Master Slave Husband Wife: An Epic Journey from Slavery to Freedom by Ilyon Woo
My rating: 3 of 5 stars
I am glad to have read this book and learned about Ellen and William Craft and their remarkable escape from slavery. There are many stories told about the Underground Railroad, but this young couple used disguise and deception in a unique and daring way: Ellen passed as a young white man traveling with William as her slave. They went by train and boat, risking everything, to obtain their freedom. The narrative nonfiction style is suspenseful and I was gripped by the story despite knowing the eventual outcome. Even in the North, the couple was not safe and they eventually went to England, where they lived for many years before returning to America. It’s a tale of incredible courage and determination, enduring love and devotion, and I highly recommend it.
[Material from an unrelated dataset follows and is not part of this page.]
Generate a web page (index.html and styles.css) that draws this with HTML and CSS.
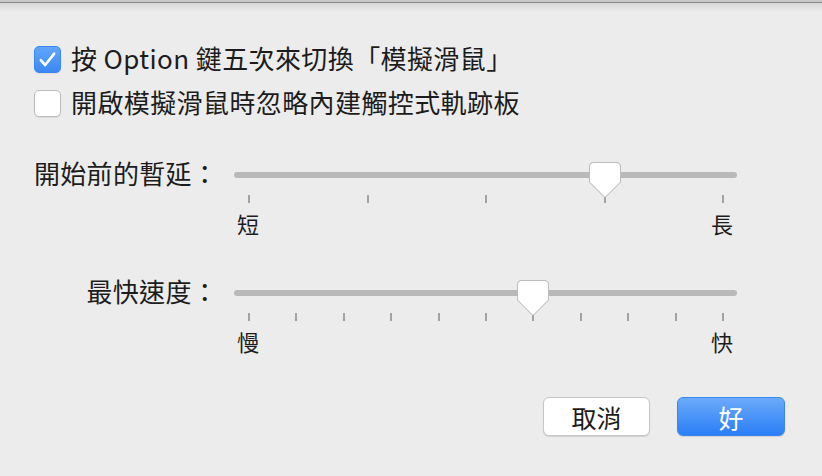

Remarkably Bright Creatures by Shelby Van Pelt
My rating: 3 of 5 stars
This is a charming and heartwarming story about the family we create when we’ve lost everything. Set in and around an aquarium, with a giant Pacific octopus interspersed as a narrator, it’s a bit of a fantastical tale but I honestly didn’t mind since Marcellus was sarcastic and grumpy in all the best ways. Are there too many implausible coincidences? Yeah. But did I mind? Not in the least. Reminiscent of A Man Called Ove and recommended for those who enjoyed that book.

First Lie Wins by Ashley Elston
My rating: 3 of 5 stars
I always claim to be someone who doesn’t really like mystery thrillers. And yet every time I start one I can’t put it down so perhaps I need to rethink how I feel about this genre. First Lie Wins is full of all of the usual tropes: an unreliable narrator, twists that you aren’t supposed to see coming but usually do, dual timelines, and fake deaths. And yet it’s still extremely compelling, highly entertaining, and not without a surprise or three. Recommended for anyone who enjoys a good game of cat-and-mouse.
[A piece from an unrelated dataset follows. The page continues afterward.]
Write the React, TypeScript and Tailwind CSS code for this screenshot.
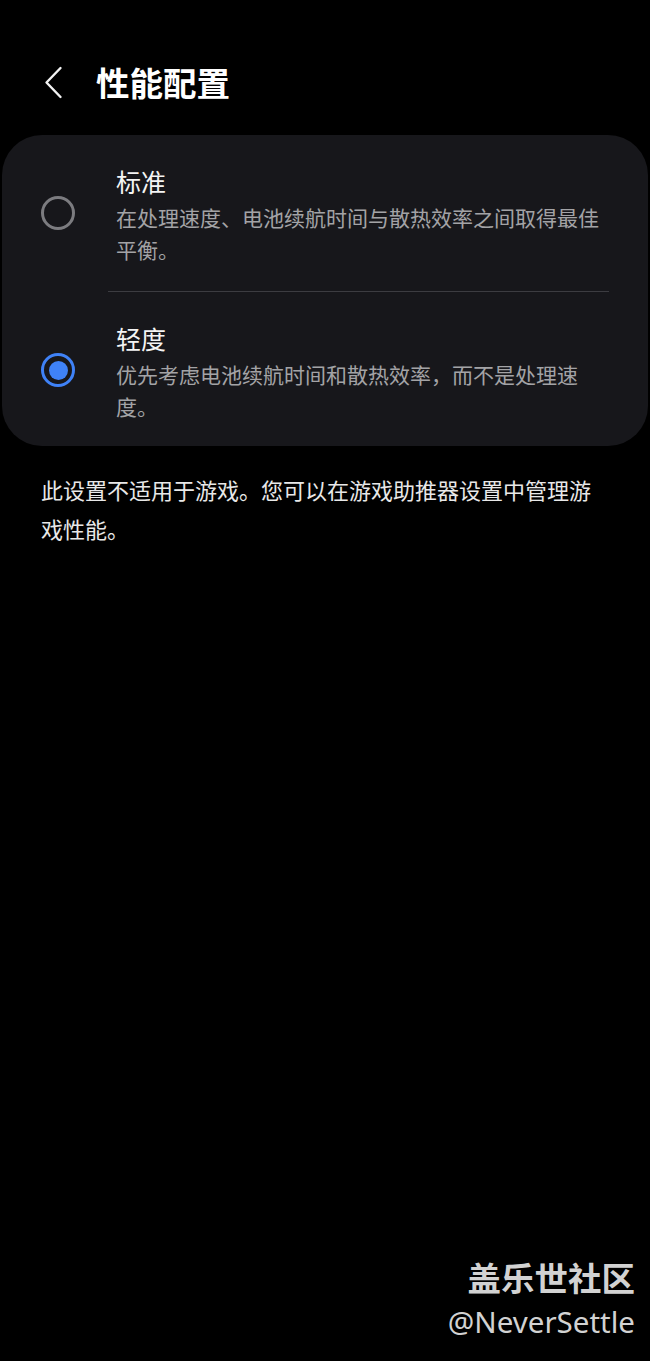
const CJK = '"Noto Sans CJK SC", "Noto Sans", sans-serif';

interface OptionProps {
  title: string;
  description: string;
  selected: boolean;
  last?: boolean;
}

function Radio({ selected }: { selected: boolean }) {
  if (selected) {
    return (
      <div className="flex h-[34px] w-[34px] shrink-0 items-center justify-center rounded-full border-[3px] border-[#3f82f7]">
        <div className="h-[19px] w-[19px] rounded-full bg-[#3f82f7]" />
      </div>
    );
  }
  return <div className="h-[34px] w-[34px] shrink-0 rounded-full border-[3px] border-[#7c7c80]" />;
}

function Option({ title, description, selected, last }: OptionProps) {
  return (
    <div className={`flex items-center pl-[39px] pr-[39px] pt-[26px] ${last ? 'pb-[24px]' : 'pb-[26px]'}`}>
      <Radio selected={selected} />
      <div className="ml-[41px] min-w-0 flex-1">
        <div className="text-[25px] leading-[40px] text-[#f4f4f4]">{title}</div>
        <div className="text-[21px] leading-[32px] text-[#a3a3a6]">{description}</div>
      </div>
    </div>
  );
}

export default function App() {
  return (
    <div className="flex h-[1361px] w-[650px] flex-col bg-black" style={{ fontFamily: CJK }}>
      <div className="h-[135px] pt-[49px]">
        <div className="flex h-[66px] items-center">
          <svg className="ml-[44px]" width="19" height="33" viewBox="0 0 19 33" fill="none">
            <path d="M16.5 2 L2.5 16.5 L16.5 31" stroke="#f2f2f2" strokeWidth="2.4" strokeLinecap="round" strokeLinejoin="round" />
          </svg>
          <h1 className="ml-[33px] text-[33.5px] font-bold leading-none text-white">性能配置</h1>
        </div>
      </div>

      <div className="mx-[2px] rounded-[40px] bg-[#17171b]">
        <Option
          title="标准"
          description="在处理速度、电池续航时间与散热效率之间取得最佳平衡。"
          selected={false}
        />
        <div className="ml-[106px] mr-[39px] h-px bg-[#3c3c41]" />
        <Option
          title="轻度"
          description="优先考虑电池续航时间和散热效率，而不是处理速度。"
          selected={true}
          last
        />
      </div>

      <p className="mt-[24px] px-[41px] text-[22px] leading-[39px] text-[#e8e8e8]">
        此设置不适用于游戏。您可以在游戏助推器设置中管理游戏性能。
      </p>

      <div className="mt-auto flex flex-col items-end pr-[15px] pb-[18px]">
        <div className="text-[33.5px] font-bold leading-[40px] text-[#d2d2d2]">盖乐世社区</div>
        <div
          className="mt-[4px] text-[29.5px] leading-[42px] text-[#d2d2d2]"
          style={{ fontFamily: '"Noto Sans", sans-serif' }}
        >
          @NeverSettle
        </div>
      </div>
    </div>
  );
}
After Annie by Anna Quindlen
My rating: 5 of 5 stars
This is a beautiful and moving portrayal of grief after the death of Annie, a young wife and mother of 4. Quindlen’s account of how this grief impacts each of Annie’s children, her husband, and her best friend, is simple and profound, and the things she doesn’t say are as poignant as the things she does. It’s not easy to absorb the confusion and sadness experienced by everyone who loved Annie but it is a heartbreakingly honest and achingly human study of the process and the beginning of acceptance and recovery from loss.
I received an advanced copy of this book from NetGalley in exchange for an honest review.

You’ll Never Believe What Happened to Lacey: Crazy Stories about Racism by Amber Ruffin
My rating: 4 of 5 stars
I didn’t know it was possible to find a book both infuriating and hilarious until I read this collection of vignettes about racism as it is felt every day by Black people in America. Whether in a store or a restaurant, the work place or just minding your own business while walking down the street, Ruffin tells stories that are horrifying but sadly not surprising and she does so with brilliant and scathing humor. Did I find myself feeling shocked? Oh, yes. But was any of it truly surprising? Not at all. Highly recommended for anyone trying to further their journey into understanding the pervasiveness of racism.

As always, I hope you find something on this list that you want to read.

This Post Has 7 Comments

  1. I agree completely with your review of Remarkably Bright Creatures. I listened to it and thought the best part was the voice of the octopus!

    I also have similar feelings about thrillers. They feel like such a guilty pleasure to me because I usually speed through them but always feel like they’re not high-quality books for some reason.

  2. Excellent reading month! I have added a couple of these books to my TBR list! Thank you!

  3. I also really liked After Annie, Carole. I enjoy hearing about the books you’ve been reading, and I always appreciate your reviews. XO

  4. Ryan and I have had the discussion about why women tend to assume men are rapists and misogynists but I’m not sure I explained things very well. I bet I could give him “Men Explain Things to Me” so he might have a better understanding. Thanks for the recommendation!

  5. Looks like a great month of reading Carole. I loved Marcellus! I also enjoyed White Houses a lot. As usual, I’ve added some titles to my TBR list. Thanks!

  6. I just finished reading JA Jance’s Blessings of the the Lost Girls and found it hard to put down. Our book club’s next book is Untold Power about Edith Wilson; have you read it?